As you can see above we can decode WAL in the presence of nearly all
forms of DDL. The plugin that outputted these changes is supposed to be
added to contrib and is fairly small and uncomplicated.

An interesting piece of information might be that in the very
preliminary benchmarking I have done on this even the textual decoding
could keep up with a full tilt pgbench -c16 -j16 -M prepared on my
(somewhat larger) workstation. The wal space overhead was less than 1%
between two freshly initdb'ed clusters, comparing
wal_level=hot_standby with =logical.
With a custom pgbench script I can saturate the decoding to the effect
that it lags a second or so, but once I write out the data in a binary
format it can keep up again.
The biggest overhead is currently the more slowly increasing
Global/RecentXmin, but that can be greatly improved by logging
xl_running_xact's more than just every checkpoint.

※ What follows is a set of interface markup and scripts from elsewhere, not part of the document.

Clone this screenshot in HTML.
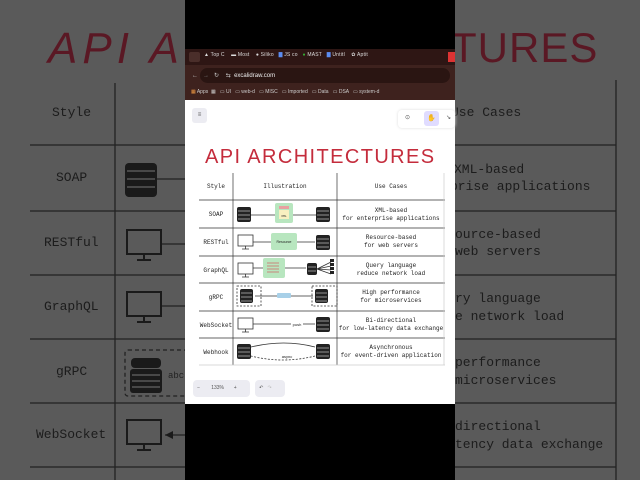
<!DOCTYPE html>
<html><head><meta charset="utf-8"><style>
*{margin:0;padding:0;box-sizing:border-box}
body{width:640px;height:480px;overflow:hidden;background:#000;position:relative;font-family:"Liberation Sans",sans-serif}
.side{position:absolute;top:0;height:480px;background:#5a5a5a;overflow:hidden}
.m{font-family:"Liberation Mono",monospace;color:#1c1c1c;position:absolute;white-space:nowrap}
.t{position:absolute;white-space:nowrap}
</style></head><body>
<!-- left side -->
<div class="side" style="left:0;width:185px">
<svg width="185" height="480" style="position:absolute;left:0;top:0">
<text x="48" y="63" font-family="Liberation Sans" font-style="italic" font-size="44" fill="#5a1824" letter-spacing="5">API A</text>
<g stroke="#222" stroke-width="1.3" fill="none">
<line x1="115" y1="83" x2="115" y2="480"/>
<line x1="30" y1="145" x2="185" y2="145"/><line x1="30" y1="211" x2="185" y2="211"/>
<line x1="30" y1="275" x2="185" y2="275"/><line x1="30" y1="339" x2="185" y2="339"/>
<line x1="30" y1="403" x2="185" y2="403"/><line x1="30" y1="467" x2="185" y2="467"/>
<line x1="157" y1="179" x2="185" y2="179"/><line x1="162" y1="244" x2="185" y2="244"/>
<line x1="162" y1="306" x2="185" y2="306"/><line x1="165" y1="435" x2="185" y2="435"/>
<rect x="125" y="350" width="62" height="46" rx="3" stroke-dasharray="4 3"/>
</g>
<g fill="#1a1a1a">
<rect x="125" y="163" width="32" height="34" rx="4"/><rect x="130" y="369" width="32" height="24" rx="3"/><rect x="131" y="358" width="30" height="10" rx="4"/>
</g>
<g stroke="#777" stroke-width="1"><line x1="127" y1="171" x2="155" y2="171"/><line x1="127" y1="179" x2="155" y2="179"/><line x1="127" y1="187" x2="155" y2="187"/>
<line x1="132" y1="375" x2="160" y2="375"/><line x1="132" y1="381" x2="160" y2="381"/><line x1="132" y1="387" x2="160" y2="387"/></g>
<g stroke="#1a1a1a" stroke-width="2" fill="none">
<rect x="127" y="230" width="34" height="24"/><line x1="137" y1="260" x2="151" y2="260"/><line x1="144" y1="254" x2="144" y2="260"/>
<rect x="127" y="292" width="34" height="24"/><line x1="137" y1="322" x2="151" y2="322"/><line x1="144" y1="316" x2="144" y2="322"/>
<rect x="127" y="420" width="34" height="24"/><line x1="137" y1="450" x2="151" y2="450"/><line x1="144" y1="444" x2="144" y2="450"/>
</g>
<polygon points="165,435 173,431 173,439" fill="#1a1a1a"/>
<text x="168" y="378" font-family="Liberation Mono" font-size="9" fill="#222">abc</text>
</svg>
<div class="m" style="left:52px;top:105px;font-size:13px">Style</div>
<div class="m" style="left:56px;top:170px;font-size:13px">SOAP</div>
<div class="m" style="left:44px;top:235px;font-size:13px">RESTful</div>
<div class="m" style="left:44px;top:299px;font-size:13px">GraphQL</div>
<div class="m" style="left:56px;top:364px;font-size:13px">gRPC</div>
<div class="m" style="left:36px;top:427px;font-size:13px">WebSocket</div>
</div>
<!-- right side -->
<div class="side" style="left:455px;width:185px">
<svg width="185" height="480" style="position:absolute;left:0;top:0">
<text x="-4" y="62" font-family="Liberation Sans" font-size="42" fill="#5a1824" letter-spacing="1">TURES</text>
<g stroke="#222" stroke-width="1.3">
<line x1="161" y1="80" x2="161" y2="480"/>
<line x1="0" y1="145" x2="161" y2="145"/><line x1="0" y1="211" x2="161" y2="211"/>
<line x1="0" y1="275" x2="161" y2="275"/><line x1="0" y1="339" x2="161" y2="339"/>
<line x1="0" y1="403" x2="161" y2="403"/><line x1="0" y1="467" x2="161" y2="467"/>
</g></svg>
<div class="m" style="left:-4px;top:105px;font-size:13px">Use Cases</div>
<div class="m" style="left:-1px;top:162px;font-size:13px">XML-based</div>
<div class="m" style="left:-5px;top:179px;font-size:13px">prise applications</div>
<div class="m" style="left:0px;top:227px;font-size:13px">ource-based</div>
<div class="m" style="left:0px;top:244px;font-size:13px"> web servers</div>
<div class="m" style="left:0px;top:291px;font-size:13px">ry language</div>
<div class="m" style="left:0px;top:309px;font-size:13px">e network load</div>
<div class="m" style="left:0px;top:355px;font-size:13px">  performance</div>
<div class="m" style="left:0px;top:373px;font-size:13px">microservices</div>
<div class="m" style="left:0px;top:419px;font-size:13px"> directional</div>
<div class="m" style="left:0px;top:437px;font-size:13px">tency data exchange</div>
</div>
<!-- center -->
<div style="position:absolute;left:185px;top:49px;width:270px;height:16px;background:#2e1614"></div>
<div style="position:absolute;left:185px;top:65px;width:270px;height:35px;background:#3e221e"></div>
<div style="position:absolute;left:200px;top:68px;width:250px;height:15px;background:#2a1512;border-radius:8px"></div>
<div class="t" style="left:189px;top:52px;width:11px;height:10px;background:#4a2e2a;border-radius:2px"></div>
<div class="t" style="left:204px;top:52px;font-size:5px;color:#ddd;letter-spacing:.2px">▲ Top C &nbsp;&nbsp; ▬ Most &nbsp;&nbsp; ● Siliko &nbsp;&nbsp;<span style="color:#5b8cf0">▇</span> JS co &nbsp;&nbsp;<span style="color:#3a3">●</span> MAST &nbsp;&nbsp;<span style="color:#5b8cf0">▇</span> Untitl &nbsp;&nbsp; ✿ Aptit</div>
<div class="t" style="left:448px;top:52px;width:7px;height:10px;background:#d33"></div>
<div class="t" style="left:192px;top:72px;font-size:6px;color:#ccc">←&nbsp;&nbsp; <span style="color:#777">→</span>&nbsp;&nbsp; ↻&nbsp;&nbsp;&nbsp; ⇆ &nbsp;<span style="color:#eee">excalidraw.com</span></div>
<div class="t" style="left:191px;top:89px;font-size:5px;color:#ccc"><span style="color:#e94">▦</span> Apps &nbsp;▦ &nbsp;&nbsp;▭ UI &nbsp; ▭ web-d &nbsp; ▭ MISC &nbsp; ▭ Imported &nbsp; ▭ Data &nbsp; ▭ DSA &nbsp; ▭ system-d</div>
<div style="position:absolute;left:185px;top:100px;width:270px;height:304px;background:#fff"></div>
<div class="t" style="left:192px;top:108px;width:15px;height:15px;background:#ececf2;border-radius:3px;font-size:6px;color:#555;text-align:center;line-height:15px">≡</div>
<div class="t" style="left:398px;top:110px;width:57px;height:18px;background:#fff;box-shadow:0 0 3px #ddd;border-radius:4px"></div>
<div class="t" style="left:405px;top:114px;font-size:6px;color:#555">⊙</div>
<div class="t" style="left:424px;top:111px;width:15px;height:15px;background:#e0dcff;border-radius:3px;font-size:7px;color:#333;text-align:center;line-height:15px">✋</div>
<div class="t" style="left:446px;top:114px;font-size:6px;color:#555">↘</div>
<div class="t" style="left:205px;top:146px;font-size:20px;color:#c42c3c;letter-spacing:1.4px;font-family:'Liberation Sans',sans-serif">API ARCHITECTURES</div>
<svg width="270" height="304" style="position:absolute;left:185px;top:100px" font-family="Liberation Mono" font-size="6" fill="#222">
<g stroke="#333" stroke-width=".7" fill="none">
<line x1="48" y1="73" x2="48" y2="265"/><line x1="152" y1="73" x2="152" y2="265"/>
<line x1="14" y1="100" x2="260" y2="100"/><line x1="14" y1="128" x2="260" y2="128"/><line x1="14" y1="156" x2="260" y2="156"/>
<line x1="14" y1="183" x2="260" y2="183"/><line x1="14" y1="211" x2="260" y2="211"/><line x1="14" y1="238" x2="260" y2="238"/>
<line x1="14" y1="265" x2="260" y2="265" stroke="#ccc"/>
<line x1="259" y1="73" x2="259" y2="265" stroke="#ccc"/>
</g>
<text x="31" y="88" text-anchor="middle">Style</text><text x="100" y="88" text-anchor="middle">Illustration</text><text x="206" y="88" text-anchor="middle">Use Cases</text>
<text x="31" y="116" text-anchor="middle">SOAP</text><text x="31" y="144" text-anchor="middle">RESTful</text><text x="31" y="172" text-anchor="middle">GraphQL</text>
<text x="31" y="199" text-anchor="middle">gRPC</text><text x="31" y="227" text-anchor="middle">WebSocket</text><text x="31" y="254" text-anchor="middle">Webhook</text>
<text x="206" y="112" text-anchor="middle">XML-based</text><text x="206" y="120" text-anchor="middle">for enterprise applications</text>
<text x="206" y="139" text-anchor="middle">Resource-based</text><text x="206" y="147" text-anchor="middle">for web servers</text>
<text x="206" y="167" text-anchor="middle">Query language</text><text x="206" y="175" text-anchor="middle">reduce network load</text>
<text x="206" y="194" text-anchor="middle">High performance</text><text x="206" y="202" text-anchor="middle">for microservices</text>
<text x="206" y="222" text-anchor="middle">Bi-directional</text><text x="206" y="230" text-anchor="middle">for low-latency data exchange</text>
<text x="206" y="249" text-anchor="middle">Asynchronous</text><text x="206" y="257" text-anchor="middle">for event-driven application</text>
<g fill="#222">
<rect x="52" y="107" width="14" height="15" rx="2"/><rect x="131" y="107" width="14" height="15" rx="2"/>
<rect x="131" y="135" width="14" height="15" rx="2"/><rect x="122" y="163" width="10" height="12" rx="2"/>
<rect x="55" y="189" width="13" height="14" rx="2"/><rect x="130" y="189" width="13" height="14" rx="2"/>
<rect x="131" y="217" width="14" height="15" rx="2"/><rect x="52" y="244" width="14" height="15" rx="2"/><rect x="131" y="244" width="14" height="15" rx="2"/>
</g>
<g stroke="#fff" stroke-width=".6">
<path d="M53 111h12M53 115h12M53 119h12M132 111h12M132 115h12M132 119h12M132 139h12M132 143h12M132 147h12M123 167h8M123 171h8M56 193h11M56 197h11M56 201h11M131 193h11M131 197h11M131 201h11M132 221h12M132 225h12M132 229h12M53 248h12M53 252h12M53 256h12M132 248h12M132 252h12M132 256h12"/>
</g>
<g stroke="#333" stroke-width=".8" fill="none">
<rect x="53" y="135" width="15" height="11"/><path d="M57 149h7M60.5 146v3"/>
<rect x="53" y="163" width="15" height="11"/><path d="M57 177h7M60.5 174v3"/>
<rect x="53" y="218" width="15" height="11"/><path d="M57 232h7M60.5 229v3"/>
<path d="M66 115h65M68 142h62M68 168h53M132 169l14-7M132 169l14-3M132 169l14 1M132 169l14 5M70 196h58M68 224h62"/>
<rect x="52" y="186" width="24" height="20" stroke-dasharray="2 1.5"/><rect x="127" y="186" width="25" height="20" stroke-dasharray="2 1.5"/>
<path d="M66 247q33-8 64 0" /><path d="M130 256q-32 8-64 0" stroke-dasharray="2 1.5"/>
</g>
<g fill="#222"><rect x="145" y="159" width="4" height="3"/><rect x="145" y="163" width="4" height="3"/><rect x="145" y="167" width="4" height="3"/><rect x="145" y="171" width="4" height="3"/></g>
<rect x="90" y="103" width="18" height="20" rx="2" fill="#b8e6bf"/><rect x="94" y="106" width="10" height="3" fill="#e8a0a0"/><rect x="94" y="110" width="10" height="9" fill="#f8f0c0"/><text x="99" y="117" font-size="3" text-anchor="middle">XML</text>
<rect x="86" y="133" width="26" height="17" rx="2" fill="#b8e6bf"/><text x="99" y="143" font-size="3.5" text-anchor="middle" font-family="Liberation Sans">Resource</text>
<rect x="78" y="158" width="22" height="20" rx="2" fill="#b8e6bf"/><path d="M82 163h12M82 166h12M82 169h12M82 172h12" stroke="#c66" stroke-width=".8"/>
<rect x="92" y="193" width="14" height="5" rx="1" fill="#a8d0e8"/>
<rect x="106" y="221" width="12" height="6" fill="#fff"/><text x="112" y="226" font-size="4" text-anchor="middle" font-family="Liberation Sans">push</text>
<rect x="95" y="253" width="14" height="6" fill="#fff"/><text x="102" y="258" font-size="4" text-anchor="middle" font-family="Liberation Sans">async</text>
</svg>
<div class="t" style="left:193px;top:380px;width:57px;height:17px;background:#ececf2;border-radius:4px;font-size:5px;color:#555;line-height:17px">&nbsp;&nbsp; − &nbsp;&nbsp;&nbsp;&nbsp;&nbsp;&nbsp; 133% &nbsp;&nbsp;&nbsp;&nbsp;&nbsp; +</div>
<div class="t" style="left:255px;top:380px;width:30px;height:17px;background:#ececf2;border-radius:4px;font-size:5px;color:#555;line-height:17px">&nbsp;&nbsp; ↶ &nbsp;&nbsp;<span style="color:#bbb">↷</span></div>
</body></html>
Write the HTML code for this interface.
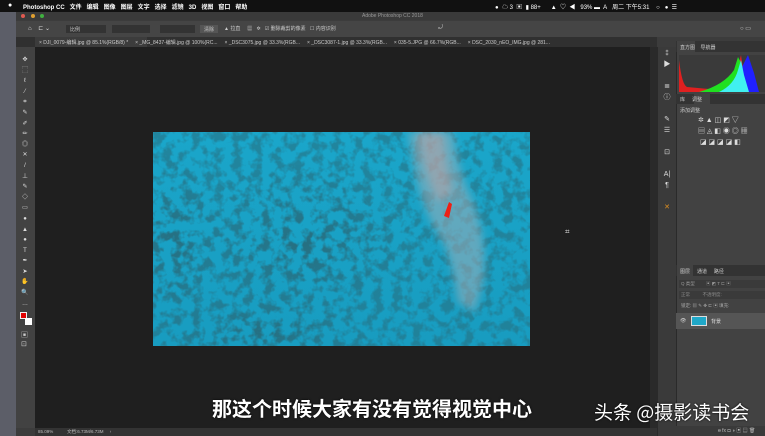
<!DOCTYPE html>
<html><head><meta charset="utf-8"><style>
*{margin:0;padding:0;box-sizing:border-box}
body{width:765px;height:436px;overflow:hidden;background:#5c5e68;font-family:"Liberation Sans","Noto Sans CJK SC",sans-serif;position:relative;color:#ccc}
.a{position:absolute}
.t{font-size:6px;white-space:nowrap}
</style></head><body>
<div class="a" style="left:0;top:0;width:765px;height:12px;background:#111"></div>
<div class="a t" style="left:8px;top:2px;color:#fff;font-size:7px">●</div>
<div class="a t" style="left:23px;top:2px;color:#fff;font-weight:bold">Photoshop CC&nbsp;&nbsp; 文件&nbsp;&nbsp; 编辑&nbsp;&nbsp; 图像&nbsp;&nbsp; 图层&nbsp;&nbsp; 文字&nbsp;&nbsp; 选择&nbsp;&nbsp; 滤镜&nbsp;&nbsp; 3D&nbsp;&nbsp; 视图&nbsp;&nbsp; 窗口&nbsp;&nbsp; 帮助</div>
<div class="a t" style="left:495px;top:2px;color:#fff">●&nbsp; ☁ 3&nbsp; ▣&nbsp; ▮ 88+&nbsp;&nbsp;&nbsp;&nbsp;&nbsp; ▲&nbsp; ♡&nbsp; ◀&nbsp;&nbsp; 93% ▬&nbsp; A&nbsp;&nbsp; 周二 下午5:31&nbsp;&nbsp;&nbsp; ○&nbsp;&nbsp; ●&nbsp; ☰</div>
<div class="a" style="left:16px;top:12px;width:749px;height:424px;background:#3c3c3c"></div>
<div class="a" style="left:16px;top:12px;width:749px;height:8px;background:#3a3a3a"></div>
<div class="a" style="left:21px;top:14px;width:4px;height:4px;border-radius:50%;background:#e05a50"></div>
<div class="a" style="left:31px;top:14px;width:4px;height:4px;border-radius:50%;background:#e0a030"></div>
<div class="a" style="left:40px;top:14px;width:4px;height:4px;border-radius:50%;background:#40b040"></div>
<div class="a t" style="left:362px;top:13px;font-size:5px;color:#999">Adobe Photoshop CC 2018</div>
<div class="a" style="left:16px;top:21px;width:749px;height:16px;background:#454545"></div>
<div class="a t" style="left:28px;top:25px;color:#ddd">⌂&nbsp;&nbsp;&nbsp; ⊏ ⌄</div>
<div class="a" style="left:66px;top:25px;width:40px;height:8px;background:#333"></div>
<div class="a" style="left:112px;top:25px;width:38px;height:8px;background:#333"></div>
<div class="a" style="left:160px;top:25px;width:35px;height:8px;background:#333"></div>
<div class="a t" style="left:70px;top:26px;font-size:5px">比例</div>
<div class="a" style="left:200px;top:25px;width:18px;height:8px;background:#555"></div>
<div class="a t" style="left:204px;top:26px;font-size:5px">清除</div>
<div class="a t" style="left:224px;top:25px;font-size:5px">▲ 拉直&nbsp;&nbsp;&nbsp;&nbsp; ▦&nbsp;&nbsp; ✲&nbsp;&nbsp; ☑ 删除裁剪的像素&nbsp;&nbsp; ☐ 内容识别</div>
<div class="a t" style="left:438px;top:25px">⤾</div>
<div class="a t" style="left:740px;top:25px">○ ▭</div>
<div class="a" style="left:16px;top:37px;width:641px;height:10px;background:#303030"></div>
<div class="a" style="left:35px;top:37px;width:112px;height:10px;background:#3c3c3c"></div>
<div class="a t" style="left:39px;top:39px;font-size:5px;color:#ccc">× DJI_0079-编辑.jpg @ 85.1%(RGB/8) *&nbsp;&nbsp;&nbsp;&nbsp; × _MG_8437-编辑.jpg @ 100%(RC...&nbsp;&nbsp;&nbsp;&nbsp; × _DSC3075.jpg @ 33.3%(RGB...&nbsp;&nbsp;&nbsp;&nbsp; × _DSC3087-1.jpg @ 33.3%(RGB...&nbsp;&nbsp;&nbsp;&nbsp; × 035-5.JPG @ 66.7%(RGB...&nbsp;&nbsp;&nbsp;&nbsp; × DSC_2030_nEO_IMG.jpg @ 281...</div>
<div class="a" style="left:16px;top:47px;width:19px;height:381px;background:#424242"></div>
<div class="a" style="left:18px;top:55px;width:14px;line-height:10.6px;font-size:6px;color:#ddd;text-align:center">✥<br>⬚<br>ℓ<br>⁄<br>⌗<br>✎<br>✐<br>✏<br>◎<br>✕<br>/<br>⊥<br>✎<br>◇<br>▭<br>●<br>▲<br>●<br>T<br>✒<br>➤<br>✋<br>🔍<br>…</div>
<div class="a" style="left:20px;top:312px;width:7px;height:7px;background:#e00000;border:1px solid #eee"></div>
<div class="a" style="left:25px;top:318px;width:7px;height:7px;background:#fff"></div>
<div class="a t" style="left:21px;top:330px;font-size:7px">▣<br>⊡</div>
<div class="a" style="left:35px;top:47px;width:622px;height:381px;background:#1f1f1f"></div>
<div class="a" style="left:650px;top:47px;width:7px;height:381px;background:#2a2a2a"></div>
<div class="a" style="left:153px;top:132px;width:377px;height:214px;overflow:hidden;background:linear-gradient(#1aa6ca,#189cc0)">
<svg class="a" style="left:0;top:0" width="377" height="214">
<defs>
<filter id="n" x="0" y="0" width="100%" height="100%">
<feTurbulence type="fractalNoise" baseFrequency="0.1" numOctaves="3" seed="4"/>
<feColorMatrix type="matrix" values="0 0 0 0 0.02  0 0 0 0 0.16  0 0 0 0 0.22  0 0 0 -4.5 2.5"/>
</filter>
<filter id="b"><feGaussianBlur stdDeviation="4"/></filter>
<radialGradient id="g"><stop offset="0" stop-color="#fff" stop-opacity="1"/><stop offset="1" stop-color="#fff" stop-opacity="0"/></radialGradient>
<mask id="m"><rect width="377" height="214" fill="#999"/>
<ellipse cx="150" cy="110" rx="110" ry="80" fill="url(#g)"/><ellipse cx="20" cy="110" rx="50" ry="90" fill="url(#g)"/><ellipse cx="110" cy="200" rx="110" ry="40" fill="url(#g)"/></mask>
</defs>
<rect width="377" height="214" filter="url(#n)" mask="url(#m)"/>
<path d="M255 0 L300 0 Q305 40 320 70 Q335 110 330 150 L322 180 L305 170 Q300 130 290 110 Q270 80 262 40Z" fill="#a8b0b8" opacity=".5" filter="url(#b)"/>
<path d="M265 0 L290 0 Q292 30 300 60 L285 70 Q270 40 265 0Z" fill="#c8a0a0" opacity=".45" filter="url(#b)"/>
<path d="M291 84 L296 70 L299 72 L296 86Z" fill="#ee2015"/>
</svg>
</div>
<div class="a t" style="left:565px;top:227px;color:#ddd;font-size:8px">⌗</div>
<div class="a" style="left:35px;top:428px;width:622px;height:8px;background:#333"></div>
<div class="a t" style="left:38px;top:429px;font-size:4.5px;color:#bbb">85.09%&nbsp;&nbsp;&nbsp;&nbsp;&nbsp;&nbsp;&nbsp;&nbsp;&nbsp;&nbsp; 文档:6.73M/6.73M&nbsp;&nbsp;&nbsp;&nbsp; ›</div>
<div class="a" style="left:657px;top:47px;width:19px;height:389px;background:#3a3a3a;border-left:1px solid #2a2a2a"></div>
<div class="a" style="left:660px;top:48px;width:14px;line-height:11px;font-size:7px;color:#ddd;text-align:center">⁑<br>▶<br><br>≣<br>ⓘ<br><br>✎<br>☰<br><br>⊡<br><br>A|<br>¶<br><br><span style="color:#e09020">✕</span></div>
<div class="a" style="left:676px;top:47px;width:89px;height:389px;background:#424242;border-left:1px solid #2a2a2a"></div>
<div class="a" style="left:676px;top:41px;width:89px;height:11px;background:#333"></div>
<div class="a" style="left:677px;top:41px;width:18px;height:11px;background:#424242"></div>
<div class="a t" style="left:680px;top:44px;font-size:5px">直方图&nbsp;&nbsp;&nbsp; 导航器</div>
<div class="a" style="left:679px;top:55px;width:86px;height:37px;background:#3a3a3a;overflow:hidden">
<svg width="86" height="37"><path d="M0 37 L0 5 Q3 30 8 32 L30 34 Q50 30 58 15 L62 0 L66 28 L70 37Z" fill="#e02020"/>
<path d="M20 37 Q45 30 55 15 L59 2 L63 10 L66 37Z" fill="#20e020"/>
<path d="M40 37 Q55 30 59 20 L64 10 L69 0 L75 18 L80 37Z" fill="#2020ff"/>
<path d="M40 37 Q55 30 59 15 L62 5 L65 20 L70 37Z" fill="#40f0f0"/></svg></div>
<div class="a" style="left:676px;top:94px;width:89px;height:10px;background:#333"></div>
<div class="a" style="left:694px;top:94px;width:16px;height:10px;background:#424242"></div>
<div class="a t" style="left:680px;top:96px;font-size:5px">库&nbsp;&nbsp;&nbsp;&nbsp; 调整</div>
<div class="a t" style="left:680px;top:107px;font-size:5px">添加调整</div>
<div class="a t" style="left:698px;top:115px;font-size:7px;line-height:11px;color:#ddd">✲ ▲ ◫ ◩ ▽<br>▤ ◬ ◧ ◉ ◎ ▦<br>&nbsp;◪ ◪ ◪ ◪ ◧</div>
<div class="a" style="left:676px;top:265px;width:89px;height:11px;background:#333"></div>
<div class="a" style="left:677px;top:265px;width:16px;height:11px;background:#424242"></div>
<div class="a t" style="left:680px;top:268px;font-size:5px">图层&nbsp;&nbsp;&nbsp;&nbsp; 通道&nbsp;&nbsp;&nbsp;&nbsp; 路径</div>
<div class="a" style="left:679px;top:280px;width:86px;height:8px;background:#3a3a3a"></div>
<div class="a t" style="left:681px;top:281px;font-size:4.5px;color:#999">Q 类型&nbsp;&nbsp;&nbsp;&nbsp;&nbsp;&nbsp;&nbsp;&nbsp; ▣ ◩ T ⊏ ▣</div>
<div class="a" style="left:679px;top:291px;width:86px;height:8px;background:#3a3a3a"></div>
<div class="a t" style="left:681px;top:292px;font-size:4.5px;color:#888">正常&nbsp;&nbsp;&nbsp;&nbsp;&nbsp;&nbsp;&nbsp;&nbsp;&nbsp; 不透明度:</div>
<div class="a t" style="left:681px;top:303px;font-size:4.5px;color:#aaa">锁定: ▦ ✎ ✥ ⊏ ▣ 填充:</div>
<div class="a" style="left:676px;top:313px;width:89px;height:16px;background:#555"></div>
<div class="a t" style="left:680px;top:318px;font-size:5px">👁</div>
<div class="a" style="left:691px;top:316px;width:16px;height:10px;background:#20a8c8;border:1px solid #ddd"></div>
<div class="a t" style="left:711px;top:318px;font-size:5px;color:#ddd">背景</div>
<div class="a" style="left:676px;top:426px;width:89px;height:10px;background:#3a3a3a"></div>
<div class="a t" style="left:718px;top:427px;font-size:5px;color:#bbb">ɵ fx ◘ ◑ ▣ ▤ 🗑</div>
<div class="a" style="left:212px;top:393px;font-size:20px;font-weight:bold;color:#fff;font-family:'Noto Sans CJK SC',sans-serif;white-space:nowrap;text-shadow:0 0 2px #000">那这个时候大家有没有觉得视觉中心</div>
<div class="a" style="left:594px;top:398px;font-size:19px;color:#fff;font-family:'Noto Sans CJK SC',sans-serif;white-space:nowrap;text-shadow:0 0 2px #000">头条 @摄影读书会</div>
</body></html>
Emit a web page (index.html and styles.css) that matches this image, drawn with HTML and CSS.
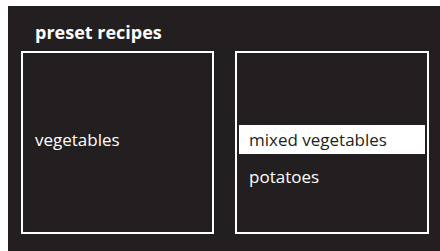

A short overview over the patches in this series:

* Add minimal binary heap implementation
Abhijit submitted a nicer version of this, the plan is to rebase ontop
of that once people are happy with the interface.
(unchanged)

* Add support for a generic wal reading facility dubbed XLogReader
There's some discussion about whats the best way to implement this in a
separate CF topic.
(unchanged)

* Add simple xlogdump tool
Very nice for debugging, couldn't have developed this without. Obviously
not a prerequisite for comitting this feature but still pretty worthy.
(quite a bit updated, still bad build infrastructure)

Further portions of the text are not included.